As Ginni Rometty (IBM) intuitively says “the marketer must understand each customer as an individual or risk being left in the dust.”
When used correctly, Direct Marketing (DM) is an intelligent way to communicate personally and directly with your audience. You need to find the right balance for your target group in terms of content, relevance and frequency. And you need to know your target audience: their needs, motivations and desires.
Valentine’s Day is a great example of DM that doesn’t work and why you should avoid mass mailings, especially when selling to a specific or HNW audience. Companies tirelessly bombard us with cards to send, expensive mini breaks to book and overpriced roses to buy. All of which are mostly met with eye rolling and we don’t ‘do’ Valentine’s Day statements. To make an impact, especially to an audience that requires persuasion, you must know what to say, when to say it and who to say it to.

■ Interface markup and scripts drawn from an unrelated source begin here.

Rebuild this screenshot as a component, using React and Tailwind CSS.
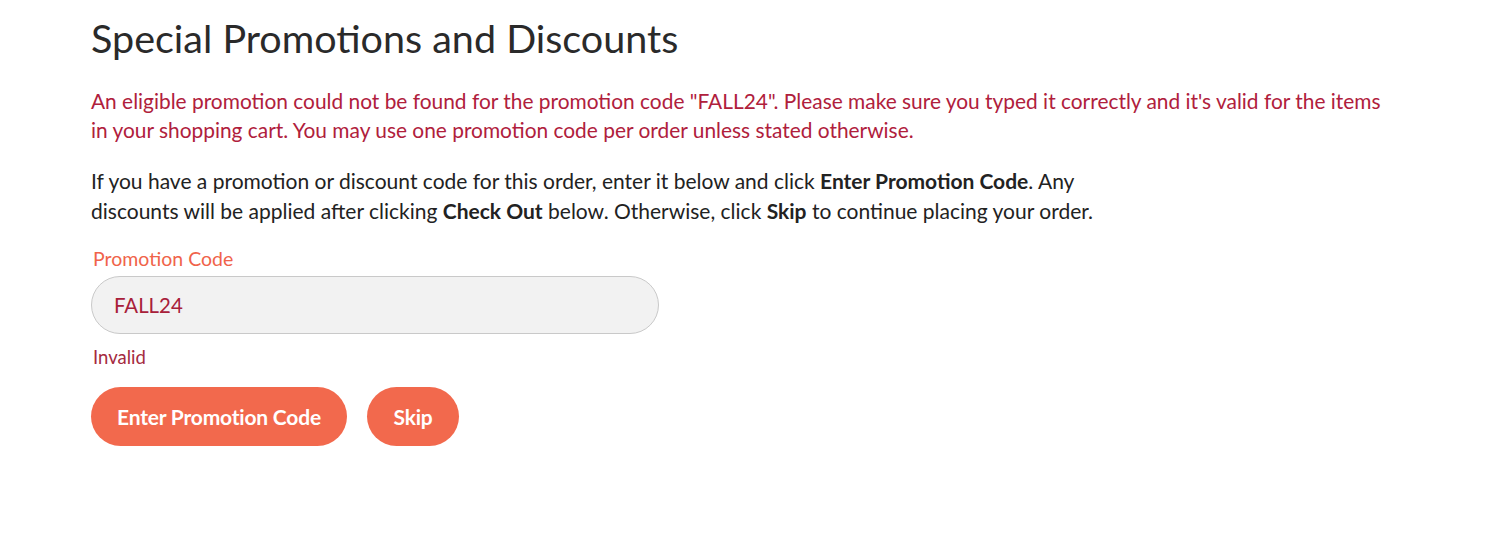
export default function App() {
  return (
    <div className="min-h-[534px] bg-white pl-[91px] pr-4 pt-[13px] font-['Lato','Liberation_Sans',sans-serif] text-[#222]">
      <h1 className="text-[39.5px] leading-[50px] font-normal text-[#2a2a2a]">Special Promotions and Discounts</h1>
      <p className="mt-[23px] max-w-[1300px] text-[20.9px] leading-[29px] text-[#b0203c]">
        An eligible promotion could not be found for the promotion code "FALL24". Please make sure you typed it correctly and it's valid for the items in your shopping cart. You may use one promotion code per order unless stated otherwise.
      </p>
      <p className="mt-[22px] max-w-[1040px] text-[21px] leading-[30px] text-[#222]">
        If you have a promotion or discount code for this order, enter it below and click <b>Enter Promotion Code</b>. Any discounts will be applied after clicking <b>Check Out</b> below. Otherwise, click <b>Skip</b> to continue placing your order.
      </p>
      <div className="mt-[23px] w-[568px]">
        <label className="block pl-[2px] text-[19.5px] leading-[20px] text-[#f0634a]">Promotion Code</label>
        <input
          defaultValue="FALL24"
          className="mt-[7px] h-[58px] w-full rounded-full border border-[#c9c9c9] bg-[#f2f2f2] px-[22px] text-[20.4px] text-[#a8203a] outline-none"
        />
        <div className="mt-[13px] pl-[2px] text-[18.5px] leading-[20px] text-[#a52a3f]">Invalid</div>
      </div>
      <div className="mt-[20px] flex gap-5">
        <button className="h-[59px] w-[256px] rounded-full bg-[#f2694d] text-[21px] font-bold tracking-[-0.2px] text-white">Enter Promotion Code</button>
        <button className="h-[59px] w-[92px] rounded-full bg-[#f2694d] text-[21px] font-bold tracking-[-0.2px] text-white">Skip</button>
      </div>
    </div>
  );
}
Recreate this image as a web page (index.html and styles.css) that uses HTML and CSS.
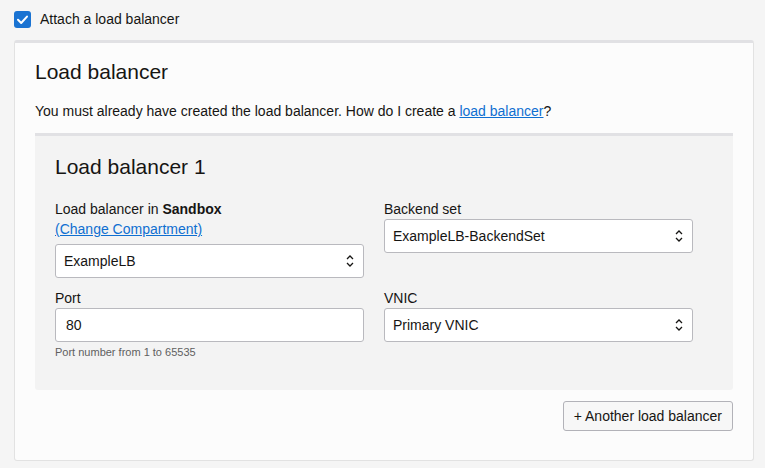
FILE: index.html
```html
<!DOCTYPE html>
<html lang="en">
<head>
<meta charset="utf-8">
<title>Attach a load balancer</title>
<link rel="stylesheet" href="styles.css">
</head>
<body>
<div class="check-row">
  <span class="checkbox">
    <svg width="17" height="17" viewBox="0 0 17 17"><polyline points="4,8.8 7.2,12 13,5.6" fill="none" stroke="#fff" stroke-width="2" stroke-linecap="round" stroke-linejoin="round"/></svg>
  </span>
  <span class="check-label">Attach a load balancer</span>
</div>
<section class="card">
  <h2 class="card-title">Load balancer</h2>
  <p class="card-text">You must already have created the load balancer. How do I create a <a href="#" class="link">load balancer</a>?</p>
  <div class="panel">
    <h3 class="panel-title">Load balancer 1</h3>
    <div class="fields">
      <div class="field">
        <div class="label">Load balancer in <b>Sandbox</b></div>
        <div class="label sublink"><a href="#" class="link">(Change Compartment)</a></div>
        <div class="select"><span>ExampleLB</span>
          <svg class="chev" width="8" height="14" viewBox="0 0 8 14"><polyline points="1,5 4,2 7,5" fill="none" stroke="#161513" stroke-width="1.3"/><polyline points="1,9 4,12 7,9" fill="none" stroke="#161513" stroke-width="1.3"/></svg>
        </div>
      </div>
      <div class="field">
        <div class="label">Backend set</div>
        <div class="select"><span>ExampleLB-BackendSet</span>
          <svg class="chev" width="8" height="14" viewBox="0 0 8 14"><polyline points="1,5 4,2 7,5" fill="none" stroke="#161513" stroke-width="1.3"/><polyline points="1,9 4,12 7,9" fill="none" stroke="#161513" stroke-width="1.3"/></svg>
        </div>
      </div>
      <div class="field">
        <div class="label">Port</div>
        <div class="input">80</div>
        <div class="hint">Port number from 1 to 65535</div>
      </div>
      <div class="field">
        <div class="label">VNIC</div>
        <div class="select"><span>Primary VNIC</span>
          <svg class="chev" width="8" height="14" viewBox="0 0 8 14"><polyline points="1,5 4,2 7,5" fill="none" stroke="#161513" stroke-width="1.3"/><polyline points="1,9 4,12 7,9" fill="none" stroke="#161513" stroke-width="1.3"/></svg>
        </div>
      </div>
    </div>
  </div>
  <div class="actions">
    <button class="btn" type="button">+ Another load balancer</button>
  </div>
</section>
</body>
</html>
```
FILE: styles.css
```css
* { box-sizing: border-box; }
body {
  margin: 0;
  padding: 9px 11px 0 14px;
  background: #f5f5f5;
  font-family: "Liberation Sans", Arial, sans-serif;
  font-size: 14px;
  line-height: 20px;
  color: #161513;
}
.check-row {
  display: flex;
  align-items: center;
  gap: 9px;
  height: 20px;
  margin-bottom: 11px;
}
.checkbox {
  width: 17px;
  height: 17px;
  border-radius: 3px;
  background: #1a73d2;
  display: flex;
}
.card {
  width: 740px;
  background: #fcfcfc;
  border: 1px solid #e2e2e2;
  border-top: 3px solid #e1e1e4;
  border-radius: 3px;
  padding: 17px 20px 29px 20px;
}
.card-title {
  margin: 0;
  font-size: 21px;
  line-height: 24px;
  font-weight: normal;
}
.card-text {
  margin: 17px 0 12px;
}
.link {
  color: #0f6fd1;
  text-decoration: underline;
}
.panel {
  background: #f3f3f3;
  border-top: 3px solid #e1e1e4;
  border-radius: 0 0 3px 3px;
  padding: 19px 20px 30px;
}
.panel-title {
  margin: 0 0 20px;
  font-size: 21px;
  line-height: 24px;
  font-weight: normal;
}
.fields {
  display: grid;
  grid-template-columns: 309px 309px;
  column-gap: 20px;
  row-gap: 10px;
  align-items: start;
}
.field { display: flex; flex-direction: column; }
.label { line-height: 20px; }
.label b { font-weight: bold; }
.sublink { margin-bottom: 5px; }
.select, .input {
  height: 34px;
  background: #fff;
  border: 1px solid #b9b9be;
  border-radius: 3px;
  display: flex;
  align-items: center;
  justify-content: space-between;
  padding: 0 9px 0 8px;
}
.input { padding-left: 10px; }
.chev { flex: none; }
.hint {
  margin-top: 2px;
  font-size: 11px;
  line-height: 16px;
  color: #5f5f5f;
}
.actions {
  display: flex;
  justify-content: flex-end;
  margin-top: 11px;
}
.btn {
  height: 30px;
  padding: 0 10px;
  font-family: inherit;
  font-size: 14px;
  color: #161513;
  background: #f7f7f7;
  border: 1px solid #b2b2b8;
  border-radius: 3px;
}
```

With all content marketing, the emphasis must be on the consumer and what they want/need to know rather than a scattergun, one-size-fits-all approach. The consumer is more intelligent than ever and has access to more choice, so play to that strength and show them that you know who they are and what they want. Don’t clutch at straws and don’t be lazy. Take the time to know your audience so you can get the right message to the right person.
In preparation for creating your DM calendar and designing your content strategy you will need the following in order:
- Database (see our blog on Big Data) – Outside of the basic information should be smart Intel such as demographic, purchase habits/history, company history, other information that could be relevant to your product/service. It is a worthwhile investment to mine your database intelligently. It’s your greatest asset.
- Messaging – What do you want to say? What do they need to know? What outcomes are you expecting – always keep your target market in mind. What is your brand position? Has anyone heard of you? Your messaging will continually evolve alongside your knowledge of your customer.
- Call to action – Who are you speaking to and what do you hope to achieve i.e. a meeting, a purchase or a referral?
- Reporting (Big Data again) – A well-executed DM campaign can be easily tracked. The data extracted can provide clear results helping you to understand what does and doesn’t work so you can shape future communication.
- Calendar – It’s worth creating a schedule for the year ahead. This should detail what, when and who. If appropriate include mailings surrounding industry events, company announcements, marketing and sales initiatives. This way when you want to send an adhoc mailing you can check your calendar so that you are not sending too much at the same time and also to ensure you don’t overload on the same subject (keep your customer journey in mind).
Direct marketing is relevant to businesses of all sizes, from the smallest start-up to the largest corporation. Combining results with a more strategic approach is a clear route to improving returns on investment.